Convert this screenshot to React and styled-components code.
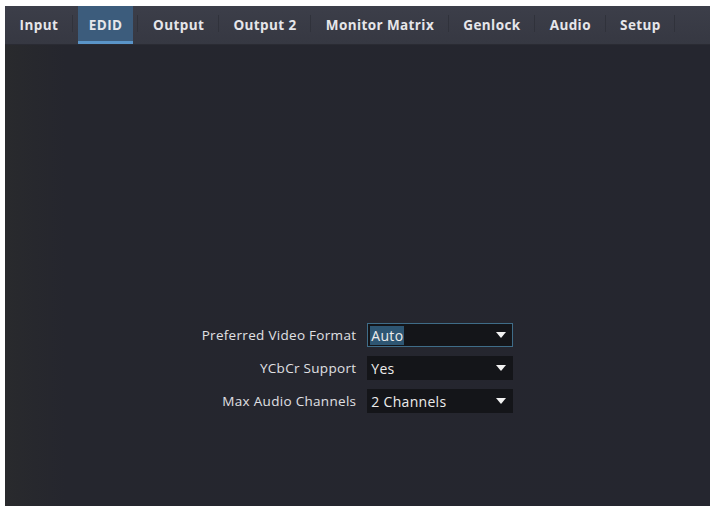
import styled, { createGlobalStyle } from 'styled-components'

const Global = createGlobalStyle`
html, body {
    margin: 0;
    padding: 0;
    background: #ffffff;
}
body {
    font-family: "Open Sans", "Liberation Sans", sans-serif;
}
`

const tabs = ['Input', 'EDID', 'Output', 'Output 2', 'Monitor Matrix', 'Genlock', 'Audio', 'Setup']

const fields = [
    { label: 'Preferred Video Format', value: 'Auto', focused: true },
    { label: 'YCbCr Support', value: 'Yes' },
    { label: 'Max Audio Channels', value: '2 Channels' },
]

const App = () => {
    return (
        <>
            <Global />
            <Frame>
                <TabBar>
                    {tabs.map((t) => (
                        <Tab key={t} $active={t === 'EDID'}>{t}</Tab>
                    ))}
                </TabBar>
                <Body>
                    <Form>
                        {fields.map((f) => (
                            <Row key={f.label}>
                                <Label>{f.label}</Label>
                                <Select $focused={f.focused}>
                                    <Value $selected={f.focused}>{f.value}</Value>
                                    <Arrow viewBox="0 0 10 6">
                                        <path d="M0 0 L10 0 L5 6 Z" fill="#f2f2f2" />
                                    </Arrow>
                                </Select>
                            </Row>
                        ))}
                    </Form>
                </Body>
            </Frame>
        </>
    )
}

const Frame = styled.div`
margin: 6px 4px 0 5px;
height: 500px;
display: flex;
flex-direction: column;
background: #25262e;
`
const TabBar = styled.div`
height: 38px;
display: flex;
align-items: stretch;
background: linear-gradient(#3c3e49, #363842);
border-bottom: 1px solid #2a2b33;
`
const Tab = styled.div`
position: relative;
display: flex;
align-items: center;
padding: 3px ${(p) => (p.$active ? '11px' : '14.6px')} 0;
font-size: 13.5px;
font-weight: 700;
color: #e6e6ea;
letter-spacing: 0.4px;
background: ${(p) => (p.$active ? '#3c5c7c' : 'transparent')};
border-bottom: ${(p) => (p.$active ? '3px solid #5a94c8' : '3px solid transparent')};
margin: 0 ${(p) => (p.$active ? '5px' : '0')};
&::after {
    content: '';
    position: absolute;
    right: ${(p) => (p.$active ? '-5px' : '0')};
    top: 9px;
    bottom: 9px;
    width: 1px;
    background: #30323b;
}
`
const Body = styled.div`
flex: 1;
display: flex;
justify-content: center;
padding-top: 278px;
background: linear-gradient(90deg, #292a2d 0px, #25262e 60px, #25262f 100%);
`
const Form = styled.div`
display: grid;
grid-template-columns: auto 146px;
column-gap: 11px;
row-gap: 9px;
align-content: start;
`
const Row = styled.div`
display: contents;
`
const Label = styled.div`
font-size: 13.5px;
letter-spacing: 0.3px;
color: #e0e0e4;
text-align: right;
align-self: center;
`
const Select = styled.div`
height: 24px;
box-sizing: border-box;
display: flex;
align-items: center;
justify-content: space-between;
padding: 0 6px 0 2px;
background: #141519;
border: 1px solid ${(p) => (p.$focused ? '#3f6c88' : '#141519')};
`
const Value = styled.span`
font-size: 14px;
letter-spacing: 0.3px;
color: #ececec;
padding: 0 1px;
background: ${(p) => (p.$selected ? '#2e5673' : 'transparent')};
`
const Arrow = styled.svg`
width: 10px;
height: 6px;
`

export default App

════

#### Task goal:
Go through the listing above and write it all out exactly, leaving out any picture.

#### Exercise output:
Convert this screenshot to React and styled-components code.
import styled, { createGlobalStyle } from 'styled-components'

const Global = createGlobalStyle`
html, body {
    margin: 0;
    padding: 0;
    background: #ffffff;
}
body {
    font-family: "Open Sans", "Liberation Sans", sans-serif;
}
`

const tabs = ['Input', 'EDID', 'Output', 'Output 2', 'Monitor Matrix', 'Genlock', 'Audio', 'Setup']

const fields = [
    { label: 'Preferred Video Format', value: 'Auto', focused: true },
    { label: 'YCbCr Support', value: 'Yes' },
    { label: 'Max Audio Channels', value: '2 Channels' },
]

const App = () => {
    return (
        <>
            <Global />
            <Frame>
                <TabBar>
                    {tabs.map((t) => (
                        <Tab key={t} $active={t === 'EDID'}>{t}</Tab>
                    ))}
                </TabBar>
                <Body>
                    <Form>
                        {fields.map((f) => (
                            <Row key={f.label}>
                                <Label>{f.label}</Label>
                                <Select $focused={f.focused}>
                                    <Value $selected={f.focused}>{f.value}</Value>
                                    <Arrow viewBox="0 0 10 6">
                                        <path d="M0 0 L10 0 L5 6 Z" fill="#f2f2f2" />
                                    </Arrow>
                                </Select>
                            </Row>
                        ))}
                    </Form>
                </Body>
            </Frame>
        </>
    )
}

const Frame = styled.div`
margin: 6px 4px 0 5px;
height: 500px;
display: flex;
flex-direction: column;
background: #25262e;
`
const TabBar = styled.div`
height: 38px;
display: flex;
align-items: stretch;
background: linear-gradient(#3c3e49, #363842);
border-bottom: 1px solid #2a2b33;
`
const Tab = styled.div`
position: relative;
display: flex;
align-items: center;
padding: 3px ${(p) => (p.$active ? '11px' : '14.6px')} 0;
font-size: 13.5px;
font-weight: 700;
color: #e6e6ea;
letter-spacing: 0.4px;
background: ${(p) => (p.$active ? '#3c5c7c' : 'transparent')};
border-bottom: ${(p) => (p.$active ? '3px solid #5a94c8' : '3px solid transparent')};
margin: 0 ${(p) => (p.$active ? '5px' : '0')};
&::after {
    content: '';
    position: absolute;
    right: ${(p) => (p.$active ? '-5px' : '0')};
    top: 9px;
    bottom: 9px;
    width: 1px;
    background: #30323b;
}
`
const Body = styled.div`
flex: 1;
display: flex;
justify-content: center;
padding-top: 278px;
background: linear-gradient(90deg, #292a2d 0px, #25262e 60px, #25262f 100%);
`
const Form = styled.div`
display: grid;
grid-template-columns: auto 146px;
column-gap: 11px;
row-gap: 9px;
align-content: start;
`
const Row = styled.div`
display: contents;
`
const Label = styled.div`
font-size: 13.5px;
letter-spacing: 0.3px;
color: #e0e0e4;
text-align: right;
align-self: center;
`
const Select = styled.div`
height: 24px;
box-sizing: border-box;
display: flex;
align-items: center;
justify-content: space-between;
padding: 0 6px 0 2px;
background: #141519;
border: 1px solid ${(p) => (p.$focused ? '#3f6c88' : '#141519')};
`
const Value = styled.span`
font-size: 14px;
letter-spacing: 0.3px;
color: #ececec;
padding: 0 1px;
background: ${(p) => (p.$selected ? '#2e5673' : 'transparent')};
`
const Arrow = styled.svg`
width: 10px;
height: 6px;
`

export default App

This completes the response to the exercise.